Labour is set to decisively win the 2022 local government elections in London, according to the latest survey by the Mile End Institute in partnership with the polling organisation YouGov.
Our poll of 1,232 adults between April 19 and 22 gives Labour a huge 27-point lead, indicating that Thursday could be a very bad night for the Conservatives in the capital. The survey has Labour leading both in inner and outer London, among all social classes, and among white and BAME voters.
Labour is ahead by 57 points among 18-24-year-olds, by 41 points among 25-49-year-olds, and by 21 points among 50-64-year-olds. The only demographic that is less likely to vote Labour than Conservative is the over-65s. The party has been doing less well among pensioners at recent general elections, and that trend continues in this poll of Londoners.
It should be noted that major changes in ward boundaries ahead of these local elections make it difficult to predict what will happen in specific London boroughs, while turnouts in local elections are notoriously low. But our poll certainly suggests that Conservative-controlled councils such as Wandsworth could be vulnerable, even if places such as Westminster still remain out of reach for Labour.
Cost of living hits home
There are indications from our survey that voters who backed the Liberal Democrats in the 2019 general election may also be switching to Labour in order to punish the Conservatives in local battles for control of town halls. The Greens are also doing well, and could out-perform their 2018 score in the capital.
A poor result for the Conservatives across the country, which is also on the cards, would almost certainly result in an attempt by Tory MPs to oust Boris Johnson as prime minister. It must be said, though, that Labour has long dominated in London so the party of government is unlikely to expect good results. For the last 20 years, Labour has generally been performing well in London elections.
Nonetheless, the survey shows that the Conservatives are experiencing unprecedented unpopularity in the capital. This may be the result of short-term factors, such as anger over partygate – the affair that saw government officials gathering in 10 Downing Street during lockdown.
Fears about the rising cost of living do also appear to be at play. According to our poll, a significant number of voters in London are worried about how to heat their homes next winter. There is anxiety about the rising cost of mortgages, increasing food and petrol prices, and – for working parents – the astronomical cost of childcare in the capital. It appears that voters do not believe the government is doing enough to mitigate these pressures on household living standards, for instance by introducing a windfall tax on the profits of privatised energy companies.
On top of that, these voters are feeling the pain of rising taxes this April (including the 1.25 percentage point rise in national insurance contributions to fund extra capacity for the NHS and social care). They are (not surprisingly) angry that people in public life may be legally avoiding taxes. The forthcoming local elections are being fought against the backdrop of the UK having the highest tax burden for more than 50 years.
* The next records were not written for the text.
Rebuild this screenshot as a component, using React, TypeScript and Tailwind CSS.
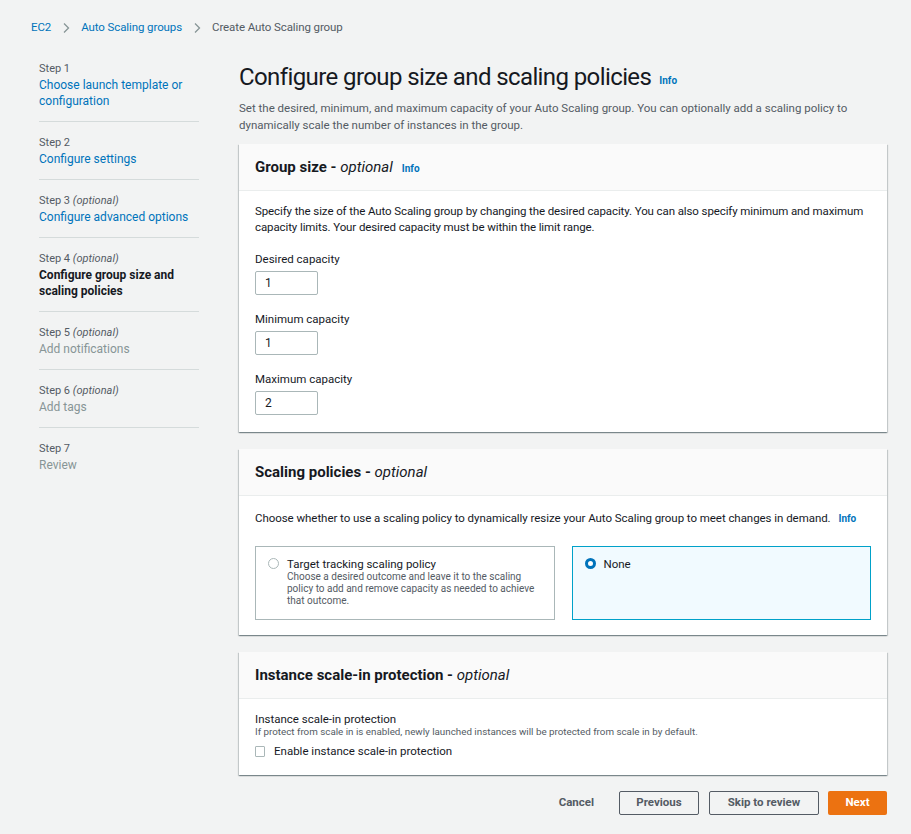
import React from "react";

const font = { fontFamily: "Roboto, 'Liberation Sans', Arial, sans-serif" };

function Chevron() {
  return (
    <svg width="8" height="12" viewBox="0 0 8 12" className="mx-[11px]">
      <path d="M2 1.5 L6.5 6 L2 10.5" fill="none" stroke="#879596" strokeWidth="1.3" />
    </svg>
  );
}

function NavItem({ step, optional, title, state, first, last }: { step: string; optional?: boolean; title: React.ReactNode; state: "link" | "active" | "disabled"; first?: boolean; last?: boolean }) {
  const cls =
    state === "link"
      ? "text-[#0073bb]"
      : state === "active"
      ? "text-[#16191f] font-bold"
      : "text-[#879596]";
  return (
    <div className={`${first ? "pt-[1px]" : "pt-[13px]"} pb-[12px] ${last ? "" : "border-b border-[#d5dbdb]"}`}>
      <div className="text-[11px] leading-[16px] text-[#545b64]">
        {step} {optional && <i>(optional)</i>}
      </div>
      <div className={`text-[12px] leading-[16px] ${cls}`}>{title}</div>
    </div>
  );
}

function Card({ title, info, children }: { title: string; info?: boolean; children: React.ReactNode }) {
  return (
    <div className="bg-white shadow-[0_1px_1px_0_rgba(0,28,36,0.3),1px_1px_1px_0_rgba(0,28,36,0.15),-1px_1px_1px_0_rgba(0,28,36,0.15)]">
      <div className="h-[47px] flex items-center px-[16px] bg-[#fafafa] border-b border-[#eaeded]">
        <span className="text-[15px] font-bold text-[#16191f] mt-[1px]">
          {title} - <i className="font-normal">optional</i>
        </span>
        {info && <span className="ml-[9px] mt-[2px] text-[10px] font-bold text-[#0073bb]">Info</span>}
      </div>
      {children}
    </div>
  );
}

function NumInput({ v }: { v: string }) {
  return (
    <div className="mt-[4px] w-[63px] h-[24px] border border-[#aab7b8] rounded-[2px] flex items-center px-[9px] text-[12px] text-[#16191f]">
      {v}
    </div>
  );
}

export default function App() {
  return (
    <div style={font} className="w-[911px] h-[834px] bg-[#f2f3f3] text-[#16191f] overflow-hidden">
      <div className="flex items-center h-[16px] mt-[20px] ml-[31px] text-[11.5px] tracking-[-0.1px]">
        <span className="text-[#0073bb]">EC2</span>
        <Chevron />
        <span className="text-[#0073bb]">Auto Scaling groups</span>
        <Chevron />
        <span className="text-[#545b64]">Create Auto Scaling group</span>
      </div>
      <div className="flex mt-[24px]">
        <div className="ml-[39px] w-[160px] shrink-0">
          <NavItem first step="Step 1" title={<>Choose launch template or<br />configuration</>} state="link" />
          <NavItem step="Step 2" title="Configure settings" state="link" />
          <NavItem step="Step 3" optional title="Configure advanced options" state="link" />
          <NavItem step="Step 4" optional title={<>Configure group size and<br />scaling policies</>} state="active" />
          <NavItem step="Step 5" optional title="Add notifications" state="disabled" />
          <NavItem step="Step 6" optional title="Add tags" state="disabled" />
          <NavItem last step="Step 7" title="Review" state="disabled" />
        </div>
        <div className="ml-[40px] w-[648px]">
          <div className="flex items-center h-[34px]">
            <h1 className="text-[24px] tracking-[-0.6px] text-[#16191f] leading-[34px]">Configure group size and scaling policies</h1>
            <span className="ml-[8px] mt-[6px] text-[10px] font-bold text-[#0073bb]">Info</span>
          </div>
          <p className="mt-[6px] text-[11.5px] leading-[17px] text-[#545b64]">
            Set the desired, minimum, and maximum capacity of your Auto Scaling group. You can optionally add a scaling policy to
            <br />dynamically scale the number of instances in the group.
          </p>
          <div className="mt-[10px]">
            <Card title="Group size" info>
              <div className="px-[16px] pt-[12px] pb-[17px]">
                <p className="text-[11.5px] leading-[16px] tracking-[-0.1px] whitespace-nowrap">
                  Specify the size of the Auto Scaling group by changing the desired capacity. You can also specify minimum and maximum
                  <br />capacity limits. Your desired capacity must be within the limit range.
                </p>
                <div className="mt-[16px] text-[11.5px] leading-[16px]">Desired capacity</div>
                <NumInput v="1" />
                <div className="mt-[16px] text-[11.5px] leading-[16px]">Minimum capacity</div>
                <NumInput v="1" />
                <div className="mt-[16px] text-[11.5px] leading-[16px]">Maximum capacity</div>
                <NumInput v="2" />
              </div>
            </Card>
          </div>
          <div className="mt-[17px]">
            <Card title="Scaling policies">
              <div className="px-[16px] pt-[14px] pb-[15px]">
                <p className="text-[11.5px] leading-[16px] tracking-[-0.05px] whitespace-nowrap">
                  Choose whether to use a scaling policy to dynamically resize your Auto Scaling group to meet changes in demand.
                  <span className="ml-[8px] text-[10px] font-bold text-[#0073bb]">Info</span>
                </p>
                <div className="mt-[19px] grid grid-cols-2 gap-[17px]">
                  <div className="h-[74px] border border-[#aab7b8] flex px-[12px] pt-[10px]">
                    <span className="mt-[1px] w-[11px] h-[11px] rounded-full border border-[#aab7b8] bg-white shrink-0" />
                    <div className="ml-[8px]">
                      <div className="text-[11.5px] leading-[14px]">Target tracking scaling policy</div>
                      <div className="text-[10px] leading-[12px] text-[#545b64]">
                        Choose a desired outcome and leave it to the scaling
                        <br />policy to add and remove capacity as needed to achieve
                        <br />that outcome.
                      </div>
                    </div>
                  </div>
                  <div className="h-[74px] border border-[#00a1c9] bg-[#f1faff] flex px-[12px] pt-[10px]">
                    <span className="mt-[1px] w-[11px] h-[11px] rounded-full border-[3px] border-[#0073bb] bg-white shrink-0" />
                    <div className="ml-[8px] text-[11.5px] leading-[14px]">None</div>
                  </div>
                </div>
              </div>
            </Card>
          </div>
          <div className="mt-[17px]">
            <Card title="Instance scale-in protection">
              <div className="px-[16px] pt-[13px] pb-[17px]">
                <div className="text-[11.5px] leading-[14px]">Instance scale-in protection</div>
                <div className="text-[9.8px] leading-[12px] text-[#545b64] whitespace-nowrap">If protect from scale in is enabled, newly launched instances will be protected from scale in by default.</div>
                <div className="mt-[6px] flex items-center">
                  <span className="w-[10px] h-[11px] border border-[#aab7b8] rounded-[1px] bg-white" />
                  <span className="ml-[9px] text-[11.5px] leading-[14px]">Enable instance scale-in protection</span>
                </div>
              </div>
            </Card>
          </div>
          <div className="mt-[16px] flex justify-end items-center text-[11.5px] font-bold text-[#545b64]">
            <span className="mr-[25px]">Cancel</span>
            <span className="h-[24px] w-[80px] border border-[#545b64] rounded-[2px] flex items-center justify-center">Previous</span>
            <span className="ml-[10px] h-[24px] w-[110px] border border-[#545b64] rounded-[2px] flex items-center justify-center">Skip to review</span>
            <span className="ml-[9px] h-[24px] w-[59px] bg-[#ec7211] text-white rounded-[2px] flex items-center justify-center">Next</span>
          </div>
        </div>
      </div>
    </div>
  );
}
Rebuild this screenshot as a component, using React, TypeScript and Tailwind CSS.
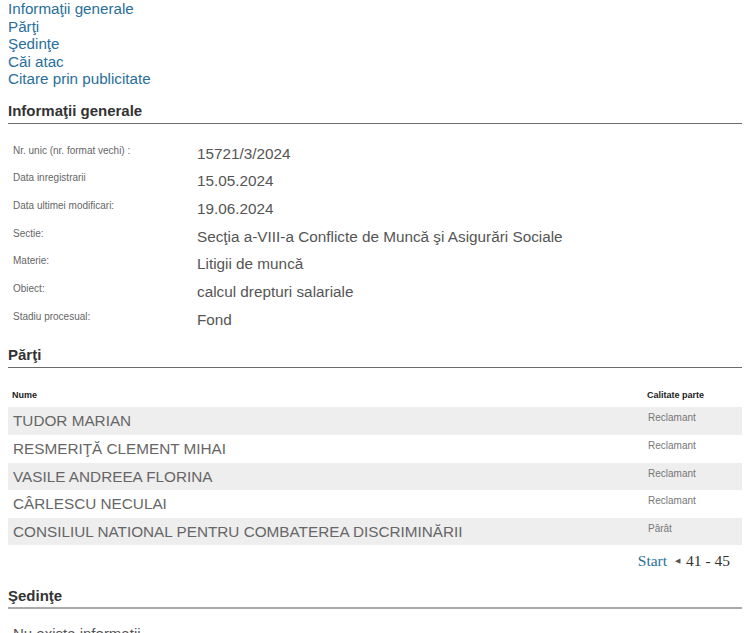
import React from "react";

const info: [string, string][] = [
  ["Nr. unic (nr. format vechi) :", "15721/3/2024"],
  ["Data inregistrarii", "15.05.2024"],
  ["Data ultimei modificari:", "19.06.2024"],
  ["Sectie:", "Secţia a-VIII-a Conflicte de Muncă şi Asigurări Sociale"],
  ["Materie:", "Litigii de muncă"],
  ["Obiect:", "calcul drepturi salariale"],
  ["Stadiu procesual:", "Fond"],
];

const parti: [string, string][] = [
  ["TUDOR MARIAN", "Reclamant"],
  ["RESMERIŢĂ CLEMENT MIHAI", "Reclamant"],
  ["VASILE ANDREEA FLORINA", "Reclamant"],
  ["CÂRLESCU NECULAI", "Reclamant"],
  ["CONSILIUL NATIONAL PENTRU COMBATEREA DISCRIMINĂRII", "Pârât"],
];

export default function App() {
  return (
    <div
      className="w-[750px] h-[633px] overflow-hidden bg-white px-2"
      style={{ fontFamily: '"Liberation Sans", Arial, sans-serif' }}
    >
      <nav className="flex flex-col text-[15.2px] leading-[17.5px] text-[#2a6f9b]">
        <a>Informaţii generale</a>
        <a>Părţi</a>
        <a>Şedinţe</a>
        <a>Căi atac</a>
        <a>Citare prin publicitate</a>
      </nav>

      <h2 className="mt-[14px] border-b border-[#6b6b6b] pb-[3px] text-[15px] font-bold leading-[18px] text-[#333]">
        Informaţii generale
      </h2>

      <div className="mt-[15px] flex flex-col">
        {info.map(([label, value]) => (
          <div key={label} className="flex h-[27.7px] items-start">
            <div className="w-[189px] pl-[5px] pt-[6px] text-[10px] leading-[12px] text-[#666]">
              {label}
            </div>
            <div className="text-[15.3px] leading-[29px] text-[#555]">{value}</div>
          </div>
        ))}
      </div>

      <h2 className="mt-[14px] border-b border-[#6b6b6b] pb-[3px] text-[15px] font-bold leading-[18px] text-[#333]">
        Părţi
      </h2>

      <div className="mt-[15px] flex h-[24px] items-center text-[9px] font-bold text-[#222]">
        <div className="flex-1 pl-[4px]">Nume</div>
        <div className="w-[95px]">Calitate parte</div>
      </div>
      <div className="flex flex-col">
        {parti.map(([name, role], i) => (
          <div
            key={name}
            className={`flex h-[27.6px] items-start ${i % 2 === 0 ? "bg-[#eeeeee]" : "bg-white"}`}
          >
            <div className="flex-1 pl-[5px] text-[15.3px] leading-[28px] text-[#666]">{name}</div>
            <div className="w-[94px] pt-[5px] text-[10px] leading-[12px] text-[#777]">{role}</div>
          </div>
        ))}
      </div>

      <div
        className="mt-[7px] flex items-center justify-end pr-[12px] text-[15.5px] leading-[18px]"
        style={{ fontFamily: '"Liberation Serif", "Times New Roman", serif' }}
      >
        <span className="text-[#2a6f9b]">Start</span>
        <span className="ml-[8px] mr-[6px] text-[7px] text-[#555]">◀</span>
        <span className="text-[#333]">41 - 45</span>
      </div>

      <h2 className="mt-[17px] border-b-2 border-[#aaaaaa] pb-[2px] text-[15px] font-bold leading-[18px] text-[#333]">
        Şedinţe
      </h2>

      <div className="mt-[16px] pl-[5px] text-[15px] leading-[18px] text-[#555]">
        Nu exista informatii.
      </div>
    </div>
  );
}
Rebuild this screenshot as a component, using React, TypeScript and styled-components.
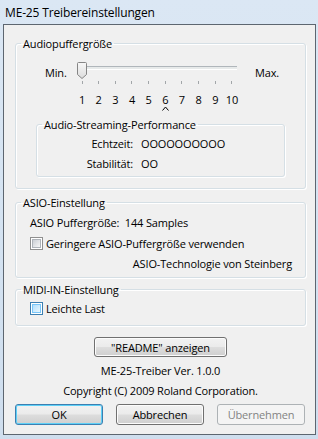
import React from "react"
import styled, { createGlobalStyle } from "styled-components"

const GlobalStyle = createGlobalStyle`
  html, body {
    margin: 0;
    padding: 0;
  }
  body {
    font-family: "Open Sans", "Noto Sans", sans-serif;
    font-size: 11px;
    letter-spacing: -0.15px;
    color: #000;
  }
`

const Window = styled.div`
  width: 318px;
  height: 439px;
  box-sizing: border-box;
  padding: 0 2px 4px 3px;
  display: flex;
  flex-direction: column;
  background: linear-gradient(180deg, #dbe7f4 0%, #d6e4f2 40%, #cfdeee 100%);
`
const TitleBar = styled.div`
  height: 24px;
  display: flex;
  align-items: center;
  padding-left: 2px;
  font-size: 12px;
  color: #000;
`
const Client = styled.div`
  flex: 1;
  border: 1px solid #5d6670;
  background: #f0f0f0;
  padding: 11px 9px 0 11px;
  display: flex;
  flex-direction: column;
`
const Group = styled.fieldset<{ $pb: number; $mt?: number }>`
  margin: ${p => p.$mt ?? 0}px 0 0 0;
  padding: 0 0 ${p => p.$pb}px 0;
  border: 1px solid #d5dfe5;
  border-radius: 3px;
  box-shadow: inset 1px 1px 0 #fff, 1px 1px 0 #fff;
  min-width: 0;
`
const Legend = styled.legend`
  padding: 0 2px;
  margin-left: 5px;
  line-height: 15px;
`
const SliderRow = styled.div`
  display: flex;
  align-items: flex-start;
  margin-top: 11px;
`
const EndLabel = styled.span<{ $w: number; $ml: number }>`
  width: ${p => p.$w}px;
  margin-left: ${p => p.$ml}px;
  margin-top: 3px;
  line-height: 15px;
`
const Slider = styled.div`
  position: relative;
  width: 166px;
`
const Track = styled.div`
  height: 16px;
  margin: 0 3px 0 6px;
  position: relative;
  &::before {
    content: "";
    position: absolute;
    left: 0;
    right: 0;
    top: 4px;
    height: 2px;
    background: #e7eaea;
    border-top: 1px solid #b0b6bb;
    border-bottom: 1px solid #fff;
  }
`
const Thumb = styled.svg`
  position: absolute;
  top: 0;
`
const Scale = styled.div`
  display: flex;
  justify-content: space-between;
`
const Cell = styled.span`
  width: 16px;
  display: flex;
  justify-content: center;
  line-height: 15px;
`
const Tick = styled.span`
  width: 1px;
  height: 3px;
  background: #a2a6a9;
  margin-top: 3px;
`
const Numbers = styled(Scale)`
  margin-top: 8px;
`
const CaretRow = styled(Scale)`
  height: 5px;
  margin-top: -1px;
`
const Inner = styled(Group)`
  margin: 6px 20px 11px 20px;
`
const PerfGrid = styled.div`
  display: grid;
  grid-template-columns: 96px auto;
  column-gap: 8px;
  row-gap: 5px;
  padding-top: 4px;
  line-height: 15px;
`
const PerfLabel = styled.span`
  text-align: right;
`
const Line = styled.div<{ $mt: number; $right?: boolean }>`
  line-height: 15px;
  margin-top: ${p => p.$mt}px;
  padding: 0 ${p => (p.$right ? 13 : 0)}px 0 14px;
  display: flex;
  align-items: center;
  justify-content: ${p => (p.$right ? "flex-end" : "flex-start")};
`
const Box = styled.span<{ $hot?: boolean }>`
  width: 13px;
  height: 13px;
  box-sizing: border-box;
  margin-right: 3px;
  border: 1px solid ${p => (p.$hot ? "#3c7fb1" : "#8f8f8f")};
  background: #fff;
  padding: 1px;
  display: flex;
  &::after {
    content: "";
    flex: 1;
    border: 1px solid ${p => (p.$hot ? "#79c6f9" : "#aeb3b9")};
    background: ${p =>
      p.$hot
        ? "linear-gradient(135deg, #b1dffd 0%, #e9f7fe 100%)"
        : "linear-gradient(135deg, #cbcfd5 0%, #f6f6f6 100%)"};
  }
`
const Button = styled.button<{ $w: number; $default?: boolean }>`
  width: ${p => p.$w}px;
  height: ${p => (p.$default !== undefined ? 21 : 20)}px;
  box-sizing: border-box;
  font: inherit;
  letter-spacing: inherit;
  color: #000;
  padding: 0;
  border-radius: 3px;
  border: 1px solid ${p => (p.$default ? "#3c7fb1" : "#707070")};
  background: linear-gradient(180deg, #f2f2f2 0%, #ebebeb 48%, #dddddd 52%, #cfcfcf 100%);
  box-shadow: inset 0 0 0 1px ${p => (p.$default ? "#5ed0f7" : "#fcfcfc")};
  &:disabled {
    border-color: #adb2b5;
    background: #f4f4f4;
    box-shadow: none;
    color: #838383;
  }
`
const CenterText = styled.div<{ $mt: number }>`
  text-align: center;
  line-height: 15px;
  margin-top: ${p => p.$mt}px;
`
const Readme = styled.div`
  display: flex;
  justify-content: center;
  margin-top: 11px;
`
const ButtonRow = styled.div`
  display: flex;
  gap: 13px;
  margin-top: 6px;
`

export default function App() {
  const levels = [1, 2, 3, 4, 5, 6, 7, 8, 9, 10]
  const value = 1
  return (
    <Window>
      <GlobalStyle />
      <TitleBar>ME-25 Treibereinstellungen</TitleBar>
      <Client>
        <Group $pb={0}>
          <Legend>Audiopuffergröße</Legend>
          <SliderRow>
            <EndLabel $w={29} $ml={29}>Min.</EndLabel>
            <Slider>
              <Track />
              <Thumb
                width="10"
                height="17"
                viewBox="0 0 10 17"
                style={{ left: 3 + (value - 1) * 16.67 }}
              >
                <defs>
                  <linearGradient id="tg" x1="0" y1="0" x2="0" y2="1">
                    <stop offset="0" stopColor="#f7f7f7" />
                    <stop offset="1" stopColor="#dcdcdc" />
                  </linearGradient>
                </defs>
                <path
                  d="M1.5 0.5 H8.5 Q9.5 0.5 9.5 1.5 V12.5 L5 16.5 L0.5 12.5 V1.5 Q0.5 0.5 1.5 0.5 Z"
                  fill="url(#tg)"
                  stroke="#858585"
                />
              </Thumb>
              <Scale>
                {levels.map(n => (
                  <Cell key={n}>
                    <Tick />
                  </Cell>
                ))}
              </Scale>
              <Numbers>
                {levels.map(n => (
                  <Cell key={n}>{n}</Cell>
                ))}
              </Numbers>
              <CaretRow>
                {levels.map(n => (
                  <Cell key={n}>
                    {n === 6 && (
                      <svg width="7" height="5" viewBox="0 0 7 5">
                        <path d="M0.5 4.5 L3.5 1 L6.5 4.5" fill="none" stroke="#000" />
                      </svg>
                    )}
                  </Cell>
                ))}
              </CaretRow>
            </Slider>
            <EndLabel $w={30} $ml={15}>Max.</EndLabel>
          </SliderRow>
          <Inner $pb={5}>
            <Legend>Audio-Streaming-Performance</Legend>
            <PerfGrid>
              <PerfLabel>Echtzeit:</PerfLabel>
              <span>OOOOOOOOOO</span>
              <PerfLabel>Stabilität:</PerfLabel>
              <span>OO</span>
            </PerfGrid>
          </Inner>
        </Group>

        <Group $pb={6} $mt={6}>
          <Legend>ASIO-Einstellung</Legend>
          <Line $mt={5}>ASIO Puffergröße:&nbsp;&nbsp;144 Samples</Line>
          <Line $mt={6}>
            <Box />
            Geringere ASIO-Puffergröße verwenden
          </Line>
          <Line $mt={5} $right>
            ASIO-Technologie von Steinberg
          </Line>
        </Group>

        <Group $pb={9} $mt={4}>
          <Legend>MIDI-IN-Einstellung</Legend>
          <Line $mt={4}>
            <Box $hot />
            Leichte Last
          </Line>
        </Group>

        <Readme>
          <Button $w={133}>"README" anzeigen</Button>
        </Readme>
        <CenterText $mt={6}>ME-25-Treiber Ver. 1.0.0</CenterText>
        <CenterText $mt={5}>Copyright (C) 2009 Roland Corporation.</CenterText>
        <ButtonRow>
          <Button $w={88} $default>OK</Button>
          <Button $w={88} $default={false}>Abbrechen</Button>
          <Button $w={88} $default={false} disabled>Übernehmen</Button>
        </ButtonRow>
      </Client>
    </Window>
  )
}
Yet Tory unpopularity may also be a reflection of a long-term breakdown in the relationship between the Conservative party and voters in London that is indicative of wider trends that are reshaping British politics. Demographically, London is now thought to be a Labour city with a significant concentration of younger, more diverse, liberal voters. These people are often hostile to Brexit and classically left-wing in their attitudes to economic policy and redistribution.
On the other hand, the Conservatives in recent elections have been drawing support from older voters in so-called “red wall” seats in England’s north and midlands. That trend reflects a new pattern of polarisation in UK politics.
Of course, it is important to remember that these elections are for councils and regional bodies. What drives voters’ choices may be less to do with national politics and macro-economic trends than concerns about the quality of the public services and the general physical conditions of their immediate neighbourhoods. The overall level of council tax set by each borough across London is a likely factor, too. National politics is exceptionally febrile at the moment but, as the former speaker of the US House of Representatives, Tip O’Neil, once said: “all politics is local.”